An electric fan as claimed in claim 7 or 8, wherein the printed circuit board protrudes from the casing at the edges thereof, these protruding portions frictionally engaging in runners on the front housing portion when the control module is located inside the front housing portion.
An electric fan as claimed in any of claims 6 to 9, wherein electrical contacts are provided on the printed circuit board which contact with resilient contacts mounted in the first connector when the printed circuit board is inserted into the connector.
An electrical connector for electrically connecting a conductor to a contact on a printed circuit board, the conductor having an inner conductive core and an outer non-conductive sheath, the connector comprising:

first electrically-conductive means which, in use, displaces the insulation around the conductor and makes electrical contact with the inner conductive core; and

second electrically-conductive means which is resilient and which, in use, forms a resilient electrical connection between the first electrically-conductive means and the contact of the printed circuit board.
An electrical connector as claimed in claim 11, wherein the first electrically-conductive means includes means for facilitating movement from its in-use position.
An electrical connector as claimed in claims 11 or 12, wherein the second electrically-conductive means is discrete from the first electrically-conductive means.
An electrical connector as claimed in any of claims 11 to 13, wherein the second electrically-conductive means grips the printed circuit board.

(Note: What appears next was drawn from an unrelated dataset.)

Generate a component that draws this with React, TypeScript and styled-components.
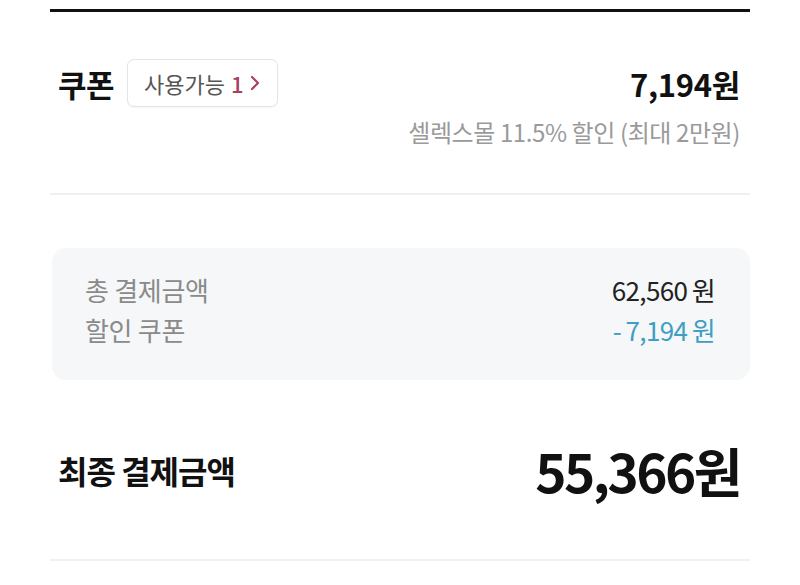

An electrical connector as claimed in any of claims 11 to 14, wherein the second electrically-conductive means is provided with an aperture through which the conductor is inserted in use.
An electrical connector as claimed in any of claims 11 to 15, wherein the connector further comprises an insulating housing inside which the first and second electrically-conductive means are located.
An electrical connector as claimed in any of claims 11 to 16, wherein the housing is provided with a first aperture adapted to receive the conductor in use and a second aperture adapted to receive the printed circuit board in use.